A risk with this test involves probes that are dropped by a firewall. This leads to R=N in the subject fingerprint. Yet the reference fingerprint in nmap-os-db may have R=Y if the target OS usually replies. Thus the firewall could prevent proper OS detection. To reduce this problem, reference fingerprints generally omit the R=Y test from the IE and U1 probes, which are the ones most likely to be dropped. In addition, if Nmap is missing a closed TCP port for a target, it will not set R=N for the T5, T6, or T7 tests even if the port it tries is non-responsive. After all, the lack of a closed port may be because they are all filtered.
IP don’t fragment bit (DF) The IP header contains a single bit which forbids routers from fragmenting a packet. If the packet is too large for routers to handle, they will just have to drop it (and ideally return a “destination unreachable, fragmentation needed” response). This test records Y if the bit is set, and N if it isn’t.
Don’t fragment (ICMP) (DFI) This is simply a modified version of the DF test that is used for the special IE probes. It compares results of the don’t fragment bit for the two ICMP echo request probes sent. It has four possible values, which are enumerated in Table 8.2.
Table 8.2. DFI test values
Value Description N Neither of the ping responses have the DF bit set. S Both responses echo the DF value of the probe. Y Both of the response DF bits are set. O The one remaining other combination—both responses have the DF bit toggled.
IP initial time-to-live (T) IP packets contain a field named time-to-live (TTL) which is decremented every time they traverse a router. If the field reaches zero, the packet must be discarded. This prevents packets from looping endlessly. Because operating systems differ on which TTL they start with, it can be used for Os Detection Techniques. Nmap determines how many hops away it is from the target by examining the ICMP port unreachable response to the U1 probe. That response includes the original IP packet, including the already-decremented TTL field, received by the target. By subtracting that value from our as-sent TTL, we learn how many hops away the machine is. Nmap then adds that hop distance to the probe response TTL to determine what the initial TTL was when that ICMP probe response packet was sent. That initial TTL value is stored in the fingerprint as the T result.
Even though an eight-bit field like TTL can never hold values greater than 0xFF, this test occasionally results in values of 0x100 or higher. This occurs when a system (could be the source, a target, or a system in between) corrupts or otherwise fails to correctly decrement the TTL. It can also occur due to asymmetric routes.
Nmap can also learn from the system interface and routing tables when the hop distance is zero (localhost scan) or one (on the same network segment). This value is used when Nmap prints the hop distance for the user, but it is not used for T result computation.

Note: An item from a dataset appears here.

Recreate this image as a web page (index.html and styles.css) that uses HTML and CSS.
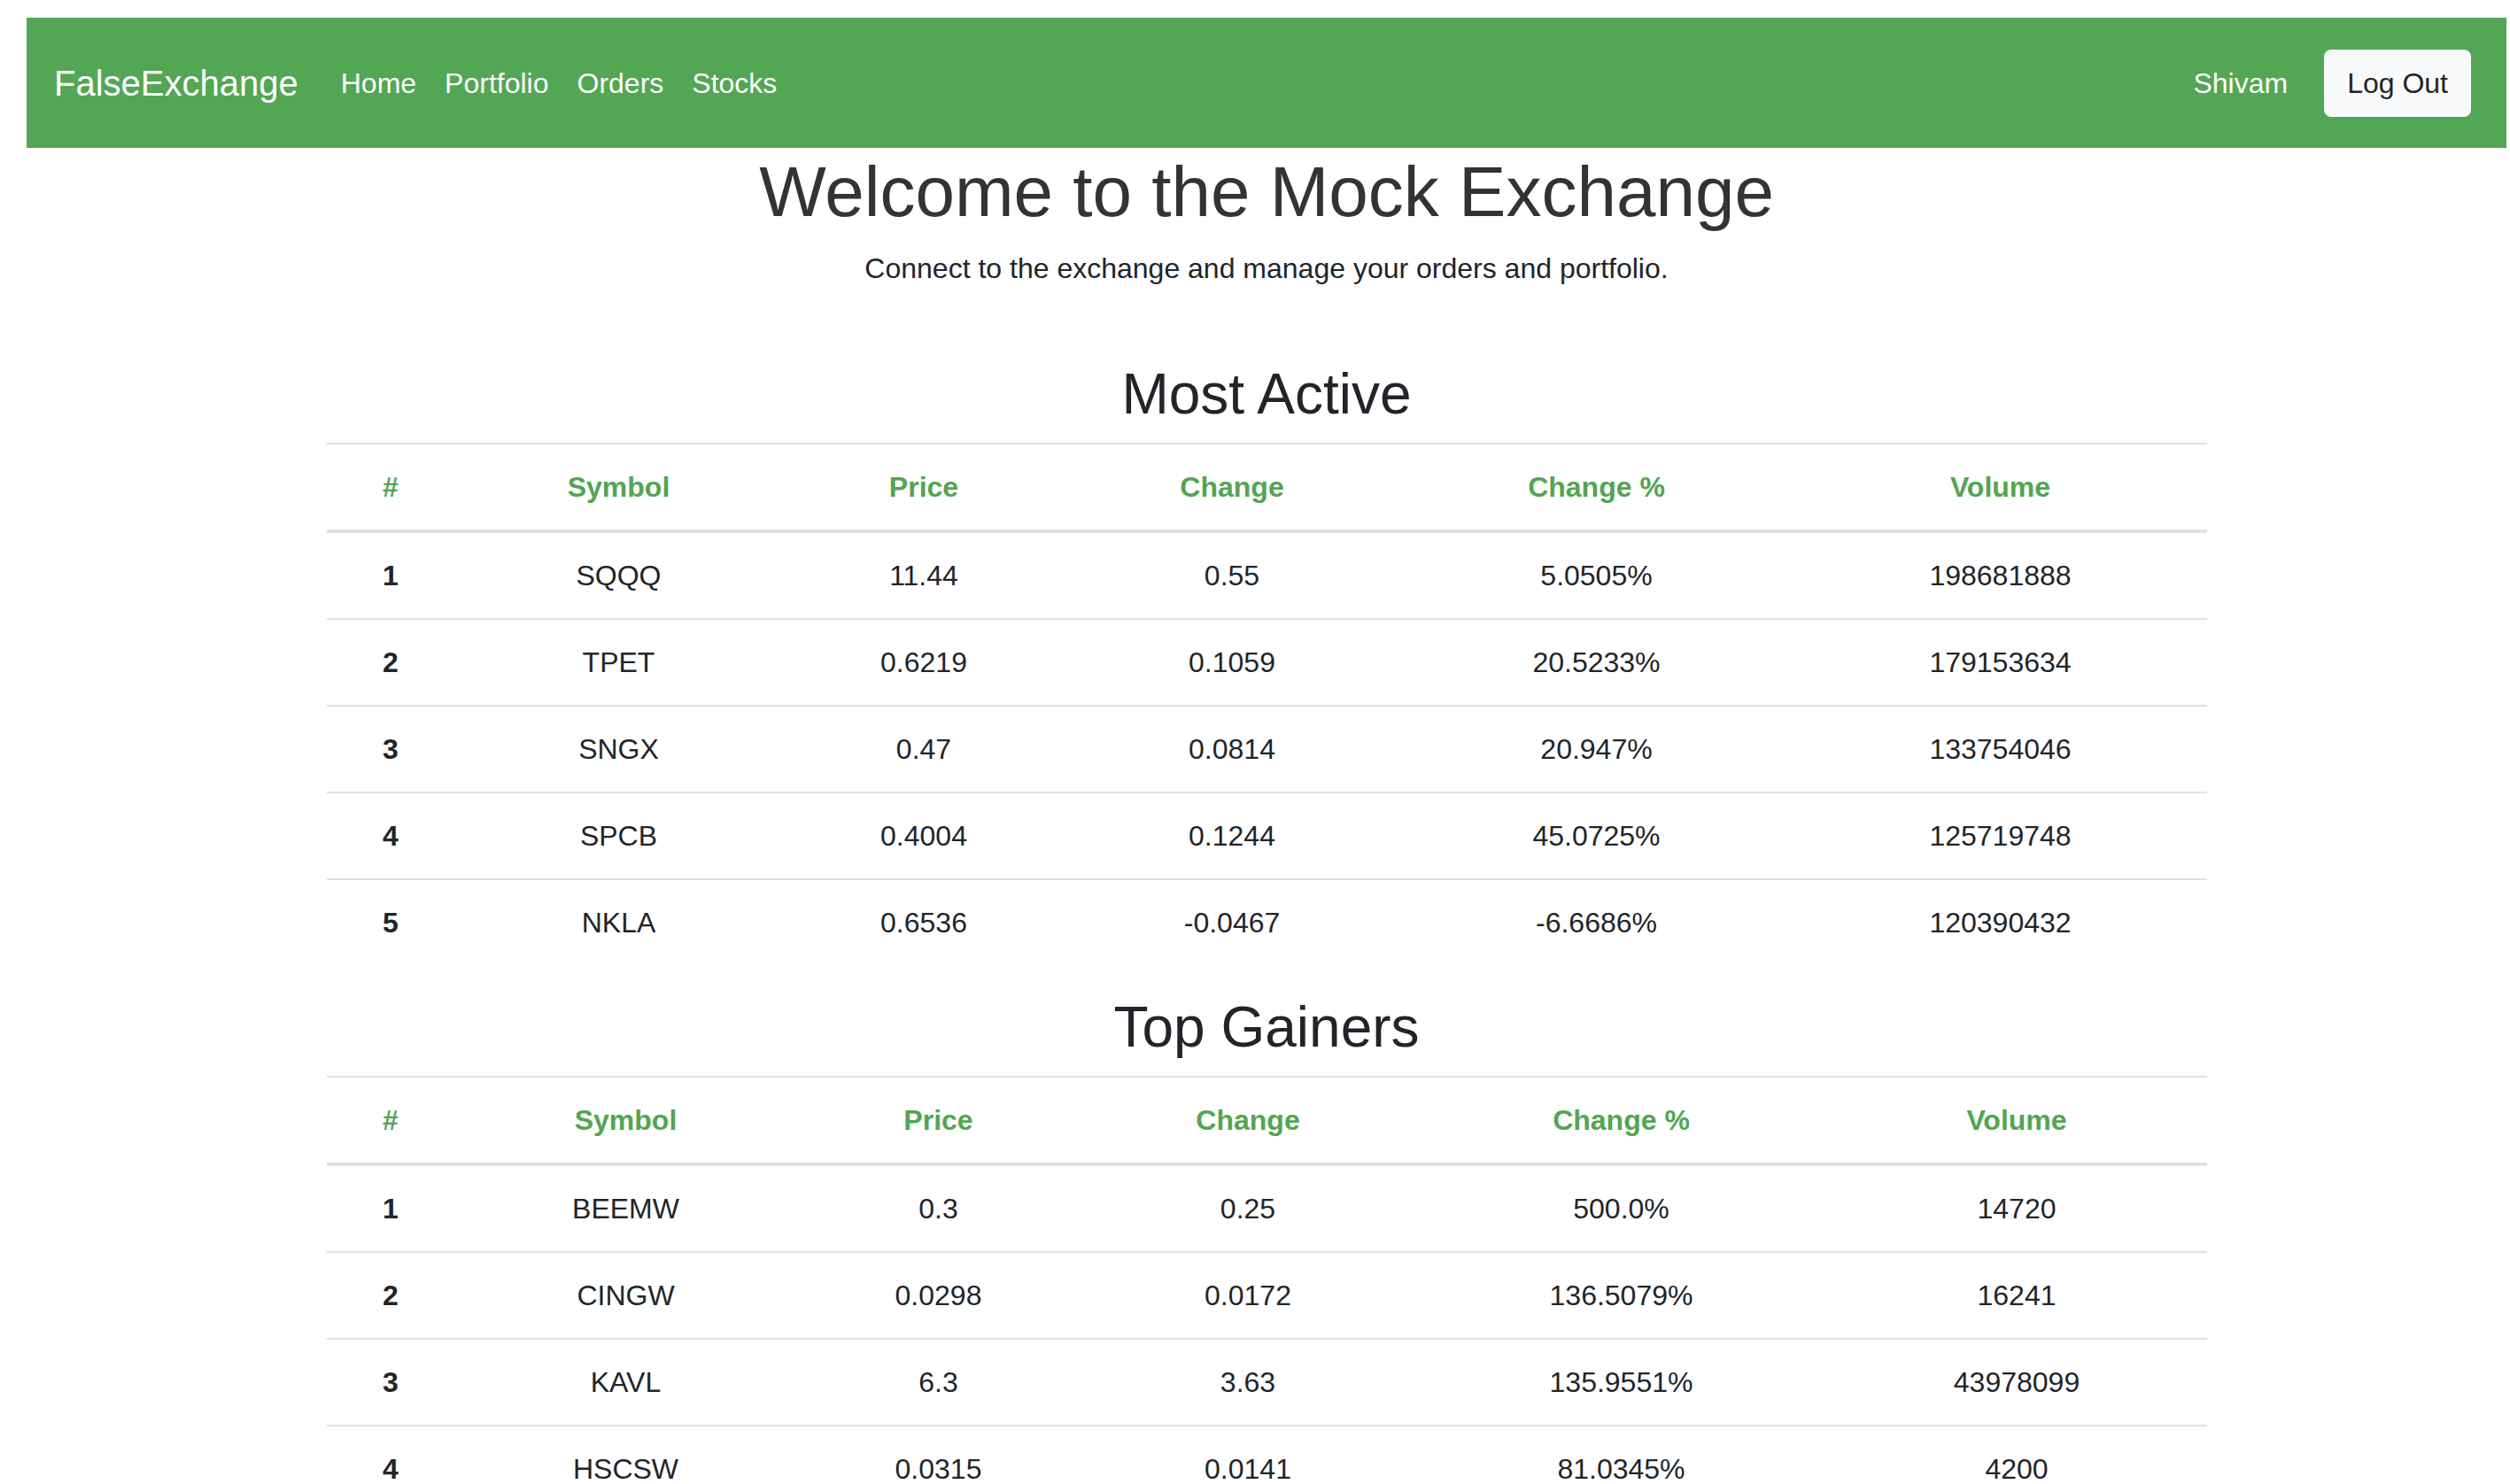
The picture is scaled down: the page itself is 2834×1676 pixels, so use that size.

IP initial time-to-live guess (TG) It is not uncommon for Nmap to receive no response to the U1 probe, which prevents Nmap from learning how many hops away a target is. Firewalls and NAT devices love to block unsolicited UDP packets. But since common TTL values are spread well apart and targets are rarely more than 20 hops away, Nmap can make a pretty good guess anyway. Most systems send packets with an initial TTL of 32, 60, 64, 128, or 255. So the TTL value received in the response is rounded up to the next value out of 32, 64, 128, or 255. 60 is not in that list because it cannot be reliably distinguished from 64. It is rarely seen anyway. The resulting guess is stored in the TG field. This TTL guess field is not printed in a subject fingerprint if the actual TTL (T) value was discovered.
Explicit congestion notification (CC) This test is only used for the ECN probe. That probe is a SYN packet which includes the CWR and ECE congestion control flags. When the response SYN/ACK is received, those flags are examined to set the CC (congestion control) test value as described in Table 8.3.
Table 8.3. CC test values
Value Description Y Only the ECE bit is set (not CWR). This host supports ECN. N Neither of these two bits is set. The target does not support ECN. S Both bits are set. The target does not support ECN, but it echoes back what it thinks is reserved bit. O The one remaining combination of these two bits (other).
TCP miscellaneous quirks (Q) This tests for two quirks that a few implementations have in their TCP stack. The first is that the reserved field in the TCP header (right after the header length) is nonzero. This is particularly likely to happen in response to the ECN test as that one sets a reserved bit in the probe. If this is seen in a packet, an “R” is recorded in the Q string.
The other quirk Nmap tests for is a nonzero urgent pointer field value when the URG flag is not set. This is also particularly likely to be seen in response to the ECN probe, which sets a non-zero urgent field. A “U” is appended to the Q string when this is seen.
The Q string must always be generated in alphabetical order. If no quirks are present, the Q test is empty but still shown.
TCP sequence number (S) This test examines the 32-bit sequence number field in the TCP header. Rather than record the field value as some other tests do, this one examines how it compares to the TCP acknowledgment number from the probe that elicited the response. It then records the appropriate value as shown in Table 8.4.
Table 8.4. S test values
Value Description Z Sequence number is zero. A Sequence number is the same as the acknowledgment number in the probe. A+ Sequence number is the same as the acknowledgment number in the probe plus one. O Sequence number is something else (other).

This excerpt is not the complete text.